My first job after MIT was with a company which built modular homes. So I was quite interested and curious when a family called about 8 years ago, asking for help expanding their modular home.
The house was set on a hill with a garage under the kitchen wing. It was sturdy, as I expected: frames which have to travel to their destination are usually built to withstand jars and jolts. However, the garage had no space left for the cars, and the house did not adapt well to company, or have good access to the backyard.
Could I help design a wing?
This was one of those times when the owners knew quite a lot about what they wanted in a wing: how big it needed to be, what spaces were required, where it should go, but not how to make it look "right". They had some sketches - which they didn't like.

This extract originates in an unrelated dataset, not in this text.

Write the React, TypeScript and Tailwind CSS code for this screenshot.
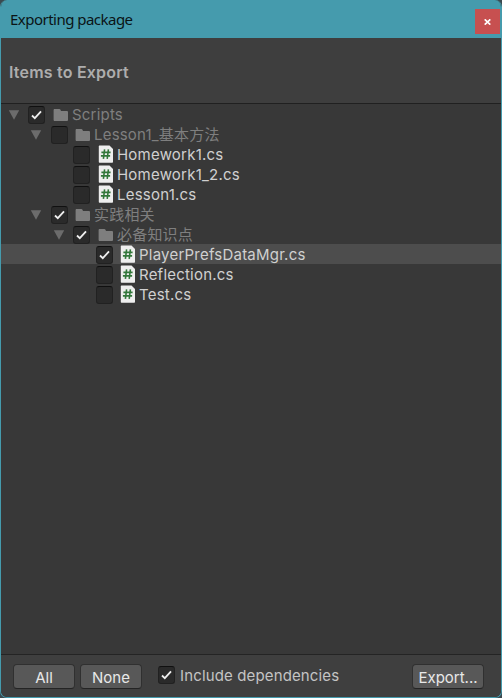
import React from "react";

type Item = {
  label: string;
  level: 0 | 1 | 2 | 3;
  kind: "folder" | "script";
  checked?: boolean;
  selected?: boolean;
};

const items: Item[] = [
  { label: "Scripts", level: 0, kind: "folder", checked: true },
  { label: "Lesson1_基本方法", level: 1, kind: "folder" },
  { label: "Homework1.cs", level: 2, kind: "script" },
  { label: "Homework1_2.cs", level: 2, kind: "script" },
  { label: "Lesson1.cs", level: 2, kind: "script" },
  { label: "实践相关", level: 1, kind: "folder", checked: true },
  { label: "必备知识点", level: 2, kind: "folder", checked: true },
  { label: "PlayerPrefsDataMgr.cs", level: 3, kind: "script", checked: true, selected: true },
  { label: "Reflection.cs", level: 3, kind: "script" },
  { label: "Test.cs", level: 3, kind: "script" },
];

const indents = ["pl-[7px]", "pl-[29px]", "pl-[52px]", "pl-[74px]"];
const arrowWidths = ["w-5", "w-[21px]", "w-5", "w-[21px]"];
const iconGaps = ["ml-2", "ml-[7px]", "ml-2", "ml-[7px]"];

function Checkbox({ checked }: { checked?: boolean }) {
  return (
    <span className="flex h-[18px] w-[17px] shrink-0 items-center justify-center rounded-[3px] border border-[#212121] border-t-[#101010] bg-[#2a2a2a]">
      {checked && (
        <svg width="13" height="12" viewBox="0 0 13 12" fill="none">
          <path d="M2 6.5 4.8 9.2 11 2.4" stroke="#ededed" strokeWidth="1.8" />
        </svg>
      )}
    </span>
  );
}

function FolderIcon() {
  return (
    <svg className="shrink-0" width="16" height="14" viewBox="0 0 16 14">
      <path d="M1.8 1h4.5c.7 0 1 .3 1.3.9L8 3h5.8c.8 0 1.2.4 1.2 1.2v7.6c0 .8-.4 1.2-1.2 1.2H1.8c-.8 0-1.2-.4-1.2-1.2V2.2C.6 1.4 1 1 1.8 1Z" fill="#7e7e7e" />
    </svg>
  );
}

function ScriptIcon() {
  return (
    <svg className="shrink-0" width="16" height="18" viewBox="0 0 16 18">
      <path d="M1.8.6H11.5l3.5 3.5v12.6c0 .6-.4 1-1 1H1.8c-.6 0-1-.4-1-1V1.6c0-.6.4-1 1-1Z" fill="#eeeeee" />
      <path d="M6.6 4.4 5.4 13.8M10.4 4.4 9.2 13.8M3.4 7.4h9.2M2.9 10.9h9.2" stroke="#32773a" strokeWidth="1.6" />
    </svg>
  );
}

function Row({ item }: { item: Item }) {
  const folder = item.kind === "folder";
  return (
    <div className={`flex h-5 items-center ${indents[item.level]} ${item.selected ? "bg-[#4d4d4d]" : ""}`}>
      <span className={`flex shrink-0 items-center pt-0.5 ${arrowWidths[item.level]}`}>
        {folder && (
          <svg width="12" height="12" viewBox="0 0 12 12">
            <path d="M.8 1.2h10.4L6 10.8Z" fill="#6c6c6c" />
          </svg>
        )}
      </span>
      <span className="flex shrink-0 pt-0.5">
        <Checkbox checked={item.checked} />
      </span>
      <span className={`flex w-[19px] shrink-0 items-center ${iconGaps[item.level]} ${folder ? "pt-0.5" : ""}`}>
        {folder ? <FolderIcon /> : <ScriptIcon />}
      </span>
      <span className={`whitespace-nowrap pt-0.5 text-[15px] leading-[18px] ${folder ? "tracking-[0.2px] text-[#7f7f7f]" : "tracking-[0.22px] text-[#d0d0d0]"}`}>
        {item.label}
      </span>
    </div>
  );
}

function Button({ children, className }: { children: React.ReactNode; className: string }) {
  return (
    <button className={`h-[25px] rounded-[4px] border border-[#303030] border-b-[#242424] bg-[#585858] text-center text-[15px] leading-[25px] text-[#e8e8e8] ${className}`}>
      {children}
    </button>
  );
}

export default function App() {
  return (
    <div className="h-[698px] w-[502px] overflow-hidden bg-[#3b4a50] font-['Inter','Noto_Sans_CJK_SC',sans-serif]">
      <div className="flex h-full flex-col overflow-hidden rounded-[7px] border-x border-b border-[#459bad] bg-[#383838]">
        <header className="flex h-[38px] shrink-0 items-start justify-between bg-[#459bad]">
          <h1 className="pl-[9px] pt-[9px] font-['Noto_Sans',sans-serif] text-[15px] leading-5 tracking-[-0.52px] text-[#0b1416]">Exporting package</h1>
          <button className="mr-px mt-[9px] flex h-[25px] w-[25px] items-center justify-center bg-[#c75050]" aria-label="Close">
            <svg width="7" height="6" viewBox="0 0 7 6">
              <path d="M.7.3 6.3 5.7M6.3.3.7 5.7" stroke="white" strokeWidth="1.6" />
            </svg>
          </button>
        </header>
        <section className="flex h-[66px] shrink-0 items-center border-b border-[#202020] bg-[#3e3e3e] pl-2 pt-0.5">
          <h2 className="text-[16px] font-semibold leading-5 tracking-[0.2px] text-[#adadad]">Items to Export</h2>
        </section>
        <main className="flex-1">
          {items.map((item) => (
            <Row key={item.label} item={item} />
          ))}
        </main>
        <footer className="flex h-[43px] shrink-0 items-start border-t border-[#242424] bg-[#3f3f3f] pl-3 pt-[9px]">
          <Button className="w-[62px]">All</Button>
          <Button className="ml-[5px] w-[62px]">None</Button>
          <div className="ml-4 flex items-start pt-0.5">
            <Checkbox checked />
            <span className="ml-[5px] text-[15px] leading-[19px] tracking-[0.14px] text-[#c4c4c4]">Include dependencies</span>
          </div>
          <Button className="ml-auto mr-[17px] w-[72px]">Export...</Button>
        </footer>
      </div>
    </div>
  );
}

The first picture shows the existing house as the framing of the wing commences. The second shows the completed wing.
In eastern New England houses were (and are today) often expanded in a rhythm: main house block, a smaller wing or two, a barn. Here the family room wing with garage and mud room below are detailed as a barn - at least from the street - lots of blank wall, only one window, simple lines. The slope of the roof - the same slope as the main house roof - brings the eye down to the land, in this case the driveway. The roof running above the garage doors cuts the height of the 2 story space, making the 2nd floor family room appear as a dormer. As the house sits quietly on the land, so does the wing, not above it. The wing is in scale with the original modest house.
The expansion rhythm is often quoted as " Big House, Little House, Back House, Barn" an old jump rope rhyme as well as the title to an excellent book.